Collected material
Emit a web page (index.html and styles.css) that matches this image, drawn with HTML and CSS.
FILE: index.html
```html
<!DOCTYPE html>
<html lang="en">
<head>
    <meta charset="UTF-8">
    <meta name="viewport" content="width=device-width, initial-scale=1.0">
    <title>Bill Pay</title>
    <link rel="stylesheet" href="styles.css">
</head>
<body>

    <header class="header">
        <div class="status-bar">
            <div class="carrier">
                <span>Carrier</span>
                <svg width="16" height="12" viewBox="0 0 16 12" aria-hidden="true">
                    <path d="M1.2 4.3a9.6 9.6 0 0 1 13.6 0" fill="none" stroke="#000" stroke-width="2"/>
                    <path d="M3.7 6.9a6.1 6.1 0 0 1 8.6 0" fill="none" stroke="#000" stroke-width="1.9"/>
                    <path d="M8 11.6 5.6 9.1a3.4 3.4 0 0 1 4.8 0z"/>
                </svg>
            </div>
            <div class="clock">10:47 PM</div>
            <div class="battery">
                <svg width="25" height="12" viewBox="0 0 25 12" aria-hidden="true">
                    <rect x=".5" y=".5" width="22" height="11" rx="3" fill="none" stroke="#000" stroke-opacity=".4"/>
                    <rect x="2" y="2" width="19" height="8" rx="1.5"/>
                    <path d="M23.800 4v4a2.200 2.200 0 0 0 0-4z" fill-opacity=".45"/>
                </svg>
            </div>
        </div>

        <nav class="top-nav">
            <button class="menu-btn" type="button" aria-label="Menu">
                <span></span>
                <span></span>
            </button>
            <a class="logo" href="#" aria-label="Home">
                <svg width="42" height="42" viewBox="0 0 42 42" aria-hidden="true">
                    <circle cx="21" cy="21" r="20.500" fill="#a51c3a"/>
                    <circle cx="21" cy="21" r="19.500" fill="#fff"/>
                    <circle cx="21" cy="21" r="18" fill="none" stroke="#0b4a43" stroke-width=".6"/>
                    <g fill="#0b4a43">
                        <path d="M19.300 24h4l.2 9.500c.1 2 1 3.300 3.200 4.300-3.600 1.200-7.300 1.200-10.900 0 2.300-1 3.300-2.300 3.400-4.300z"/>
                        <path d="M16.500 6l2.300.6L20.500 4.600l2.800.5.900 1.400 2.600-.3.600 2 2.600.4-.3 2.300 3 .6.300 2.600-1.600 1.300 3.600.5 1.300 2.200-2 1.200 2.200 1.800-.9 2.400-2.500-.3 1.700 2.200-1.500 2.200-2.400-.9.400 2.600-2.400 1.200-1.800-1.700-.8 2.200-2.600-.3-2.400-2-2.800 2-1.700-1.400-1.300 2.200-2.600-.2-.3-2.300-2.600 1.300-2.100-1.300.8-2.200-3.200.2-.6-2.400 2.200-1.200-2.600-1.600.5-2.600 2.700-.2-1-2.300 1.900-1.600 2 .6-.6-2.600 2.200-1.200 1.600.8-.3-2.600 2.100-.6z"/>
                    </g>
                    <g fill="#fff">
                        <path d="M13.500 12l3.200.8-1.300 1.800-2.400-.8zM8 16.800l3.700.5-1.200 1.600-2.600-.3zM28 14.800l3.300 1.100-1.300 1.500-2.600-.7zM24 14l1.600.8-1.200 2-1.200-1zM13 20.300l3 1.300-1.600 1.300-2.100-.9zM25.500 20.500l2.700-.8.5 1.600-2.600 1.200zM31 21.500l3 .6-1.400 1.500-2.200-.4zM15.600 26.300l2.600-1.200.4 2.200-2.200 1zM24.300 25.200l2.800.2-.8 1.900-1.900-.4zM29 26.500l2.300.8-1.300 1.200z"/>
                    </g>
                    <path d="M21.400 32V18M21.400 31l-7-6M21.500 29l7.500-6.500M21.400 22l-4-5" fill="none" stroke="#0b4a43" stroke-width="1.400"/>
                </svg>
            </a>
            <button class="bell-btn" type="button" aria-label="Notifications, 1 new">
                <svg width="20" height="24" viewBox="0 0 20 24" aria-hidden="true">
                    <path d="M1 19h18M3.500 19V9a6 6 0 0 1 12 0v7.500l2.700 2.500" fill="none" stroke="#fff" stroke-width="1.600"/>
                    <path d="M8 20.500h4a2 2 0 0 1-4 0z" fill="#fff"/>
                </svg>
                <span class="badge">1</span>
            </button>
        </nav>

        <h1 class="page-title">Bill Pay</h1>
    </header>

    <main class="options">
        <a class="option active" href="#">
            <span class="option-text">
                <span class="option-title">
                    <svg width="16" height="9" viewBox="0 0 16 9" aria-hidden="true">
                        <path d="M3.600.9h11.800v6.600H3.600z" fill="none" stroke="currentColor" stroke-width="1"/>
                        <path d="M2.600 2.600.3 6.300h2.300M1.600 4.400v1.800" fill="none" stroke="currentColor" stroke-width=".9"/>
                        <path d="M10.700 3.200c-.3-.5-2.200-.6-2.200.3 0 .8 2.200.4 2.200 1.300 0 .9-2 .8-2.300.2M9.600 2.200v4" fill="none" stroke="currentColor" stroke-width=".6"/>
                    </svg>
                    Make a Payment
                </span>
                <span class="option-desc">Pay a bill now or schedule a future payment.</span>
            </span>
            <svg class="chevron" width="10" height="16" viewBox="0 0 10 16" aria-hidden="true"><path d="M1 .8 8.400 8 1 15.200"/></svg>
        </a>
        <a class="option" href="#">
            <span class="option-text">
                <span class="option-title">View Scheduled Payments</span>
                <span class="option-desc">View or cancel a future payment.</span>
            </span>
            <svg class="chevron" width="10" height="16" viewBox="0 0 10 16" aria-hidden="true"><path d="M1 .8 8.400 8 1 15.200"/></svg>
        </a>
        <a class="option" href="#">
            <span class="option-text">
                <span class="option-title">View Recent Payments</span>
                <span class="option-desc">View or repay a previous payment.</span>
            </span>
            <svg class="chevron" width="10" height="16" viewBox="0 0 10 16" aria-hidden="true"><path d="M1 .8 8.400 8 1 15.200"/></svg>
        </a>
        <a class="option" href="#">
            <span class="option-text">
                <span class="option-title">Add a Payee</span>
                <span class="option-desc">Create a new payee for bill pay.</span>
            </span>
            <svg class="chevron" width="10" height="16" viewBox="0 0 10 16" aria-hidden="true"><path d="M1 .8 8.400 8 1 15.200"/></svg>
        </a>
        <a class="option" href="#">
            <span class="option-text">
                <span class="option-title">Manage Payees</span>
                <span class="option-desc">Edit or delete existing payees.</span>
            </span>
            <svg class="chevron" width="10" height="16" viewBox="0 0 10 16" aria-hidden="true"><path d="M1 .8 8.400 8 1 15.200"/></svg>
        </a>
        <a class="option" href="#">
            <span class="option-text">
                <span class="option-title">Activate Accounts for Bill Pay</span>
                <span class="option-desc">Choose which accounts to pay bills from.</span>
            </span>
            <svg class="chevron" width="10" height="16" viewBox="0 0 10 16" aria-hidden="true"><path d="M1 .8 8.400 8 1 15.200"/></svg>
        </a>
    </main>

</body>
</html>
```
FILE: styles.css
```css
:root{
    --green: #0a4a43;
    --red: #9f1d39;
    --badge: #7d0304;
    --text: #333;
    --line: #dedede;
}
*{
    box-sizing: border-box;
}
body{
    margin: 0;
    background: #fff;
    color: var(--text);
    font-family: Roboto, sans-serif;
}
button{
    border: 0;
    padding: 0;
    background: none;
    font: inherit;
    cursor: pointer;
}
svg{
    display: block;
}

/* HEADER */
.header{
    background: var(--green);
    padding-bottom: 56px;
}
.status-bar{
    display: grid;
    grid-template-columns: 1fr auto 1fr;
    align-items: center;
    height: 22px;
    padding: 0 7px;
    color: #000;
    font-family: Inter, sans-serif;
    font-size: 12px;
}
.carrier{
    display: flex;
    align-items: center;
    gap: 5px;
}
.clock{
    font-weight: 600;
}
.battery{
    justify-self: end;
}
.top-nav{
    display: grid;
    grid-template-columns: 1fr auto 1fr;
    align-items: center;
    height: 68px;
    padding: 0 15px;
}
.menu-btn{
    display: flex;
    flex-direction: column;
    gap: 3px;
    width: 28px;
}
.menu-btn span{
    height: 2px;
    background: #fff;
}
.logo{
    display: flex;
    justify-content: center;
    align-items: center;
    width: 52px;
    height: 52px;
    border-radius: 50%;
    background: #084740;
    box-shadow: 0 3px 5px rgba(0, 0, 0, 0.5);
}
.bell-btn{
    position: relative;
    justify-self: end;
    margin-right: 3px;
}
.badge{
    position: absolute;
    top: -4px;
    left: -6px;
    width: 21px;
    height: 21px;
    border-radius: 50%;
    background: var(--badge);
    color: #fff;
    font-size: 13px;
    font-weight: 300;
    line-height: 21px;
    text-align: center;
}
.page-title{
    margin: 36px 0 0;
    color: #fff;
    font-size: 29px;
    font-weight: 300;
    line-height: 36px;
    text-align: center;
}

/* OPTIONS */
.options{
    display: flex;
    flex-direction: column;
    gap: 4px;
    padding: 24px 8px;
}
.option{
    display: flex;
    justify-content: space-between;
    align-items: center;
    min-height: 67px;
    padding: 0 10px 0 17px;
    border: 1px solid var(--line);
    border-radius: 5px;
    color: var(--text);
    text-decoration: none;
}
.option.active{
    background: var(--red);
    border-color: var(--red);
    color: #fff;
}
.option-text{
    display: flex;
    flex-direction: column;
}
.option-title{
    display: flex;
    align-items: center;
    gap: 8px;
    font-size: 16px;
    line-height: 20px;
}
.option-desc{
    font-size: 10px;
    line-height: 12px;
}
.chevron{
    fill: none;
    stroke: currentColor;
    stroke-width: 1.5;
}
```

Exercise description
Using the listing, collect all lines in which the string "page" is found.

Written response
Emit a web page (index.html and styles.css) that matches this image, drawn with HTML and CSS.
        <h1 class="page-title">Bill Pay</h1>
.page-title{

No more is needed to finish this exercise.